**YOUR INSTRUCTIONS**
Transcribe each line of the material as it is, and drop any picture.

-- Start SOURCE DATA --

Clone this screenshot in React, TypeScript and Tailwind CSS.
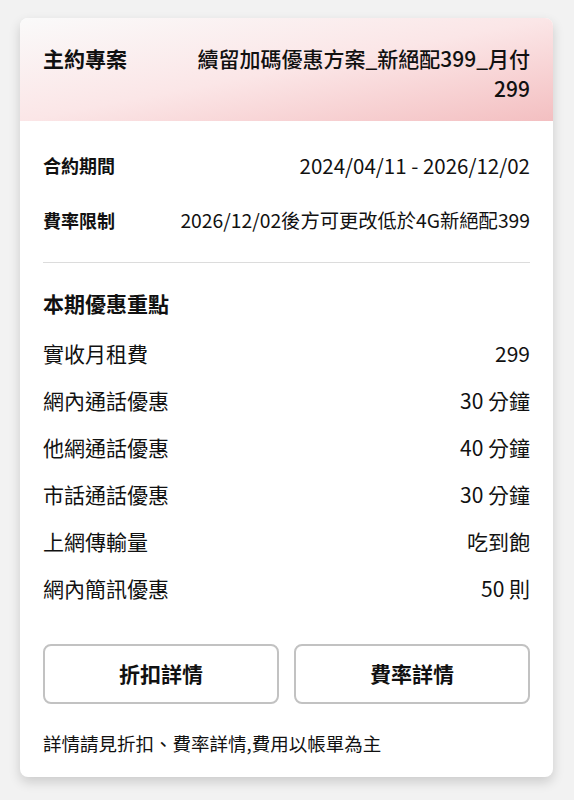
import React from 'react';

const PERKS: { label: string; value: string }[] = [
  { label: '實收月租費', value: '299' },
  { label: '網內通話優惠', value: '30 分鐘' },
  { label: '他網通話優惠', value: '40 分鐘' },
  { label: '市話通話優惠', value: '30 分鐘' },
  { label: '上網傳輸量', value: '吃到飽' },
  { label: '網內簡訊優惠', value: '50 則' },
];

export default function App() {
  return (
    <div
      className="min-h-screen bg-[#f2f2f2] pt-[18px] px-[20px] text-[#111]"
      style={{ fontFamily: '"Noto Sans CJK TC", "Noto Sans", sans-serif' }}
    >
      <div className="w-[533px] h-[759px] bg-white rounded-lg shadow-[0_5px_12px_rgba(0,0,0,0.16)] overflow-hidden">
        {/* header */}
        <div className="h-[103px] flex justify-between px-[23px] pt-[25px] bg-gradient-to-br from-[#fafafa] via-[#fbe6e7] to-[#f3bfc1]">
          <span className="text-[21px] leading-[30px] font-bold">主約專案</span>
          <span className="w-[345px] text-right text-[21px] leading-[30px] font-medium">
            續留加碼優惠方案_新絕配399_月付299
          </span>
        </div>

        <div className="px-[23px]">
          <div className="flex justify-between items-center h-[55px] mt-[17px]">
            <span className="text-[18px] font-bold">合約期間</span>
            <span className="text-[20.5px]">2024/04/11 - 2026/12/02</span>
          </div>
          <div className="flex justify-between items-center h-[55px]">
            <span className="text-[18px] font-bold">費率限制</span>
            <span className="text-[19.3px]">2026/12/02後方可更改低於4G新絕配399</span>
          </div>
          <div className="h-px bg-[#dcdcdc] mt-[14px]" />

          <div className="text-[21px] font-bold leading-[30px] mt-[25px]">本期優惠重點</div>

          <div className="mt-[12px] flex flex-col">
            {PERKS.map((p) => (
              <div key={p.label} className="flex justify-between items-center h-[47px] text-[21px]">
                <span>{p.label}</span>
                <span>{p.value}</span>
              </div>
            ))}
          </div>

          <div className="grid grid-cols-2 gap-[15px] mt-[32px]">
            <button className="h-[60px] rounded-lg border-2 border-[#c2c2c2] bg-white text-[21px] font-bold">
              折扣詳情
            </button>
            <button className="h-[60px] rounded-lg border-2 border-[#c2c2c2] bg-white text-[21px] font-bold">
              費率詳情
            </button>
          </div>

          <p className="text-[18.5px] mt-[26px]">詳情請見折扣、費率詳情,費用以帳單為主</p>
        </div>
      </div>
    </div>
  );
}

-- End SOURCE DATA --

**SOLUTION TO THE EXERCISE**
Clone this screenshot in React, TypeScript and Tailwind CSS.
import React from 'react';

const PERKS: { label: string; value: string }[] = [
  { label: '實收月租費', value: '299' },
  { label: '網內通話優惠', value: '30 分鐘' },
  { label: '他網通話優惠', value: '40 分鐘' },
  { label: '市話通話優惠', value: '30 分鐘' },
  { label: '上網傳輸量', value: '吃到飽' },
  { label: '網內簡訊優惠', value: '50 則' },
];

export default function App() {
  return (
    <div
      className="min-h-screen bg-[#f2f2f2] pt-[18px] px-[20px] text-[#111]"
      style={{ fontFamily: '"Noto Sans CJK TC", "Noto Sans", sans-serif' }}
    >
      <div className="w-[533px] h-[759px] bg-white rounded-lg shadow-[0_5px_12px_rgba(0,0,0,0.16)] overflow-hidden">
        {/* header */}
        <div className="h-[103px] flex justify-between px-[23px] pt-[25px] bg-gradient-to-br from-[#fafafa] via-[#fbe6e7] to-[#f3bfc1]">
          <span className="text-[21px] leading-[30px] font-bold">主約專案</span>
          <span className="w-[345px] text-right text-[21px] leading-[30px] font-medium">
            續留加碼優惠方案_新絕配399_月付299
          </span>
        </div>

        <div className="px-[23px]">
          <div className="flex justify-between items-center h-[55px] mt-[17px]">
            <span className="text-[18px] font-bold">合約期間</span>
            <span className="text-[20.5px]">2024/04/11 - 2026/12/02</span>
          </div>
          <div className="flex justify-between items-center h-[55px]">
            <span className="text-[18px] font-bold">費率限制</span>
            <span className="text-[19.3px]">2026/12/02後方可更改低於4G新絕配399</span>
          </div>
          <div className="h-px bg-[#dcdcdc] mt-[14px]" />

          <div className="text-[21px] font-bold leading-[30px] mt-[25px]">本期優惠重點</div>

          <div className="mt-[12px] flex flex-col">
            {PERKS.map((p) => (
              <div key={p.label} className="flex justify-between items-center h-[47px] text-[21px]">
                <span>{p.label}</span>
                <span>{p.value}</span>
              </div>
            ))}
          </div>

          <div className="grid grid-cols-2 gap-[15px] mt-[32px]">
            <button className="h-[60px] rounded-lg border-2 border-[#c2c2c2] bg-white text-[21px] font-bold">
              折扣詳情
            </button>
            <button className="h-[60px] rounded-lg border-2 border-[#c2c2c2] bg-white text-[21px] font-bold">
              費率詳情
            </button>
          </div>

          <p className="text-[18.5px] mt-[26px]">詳情請見折扣、費率詳情,費用以帳單為主</p>
        </div>
      </div>
    </div>
  );
}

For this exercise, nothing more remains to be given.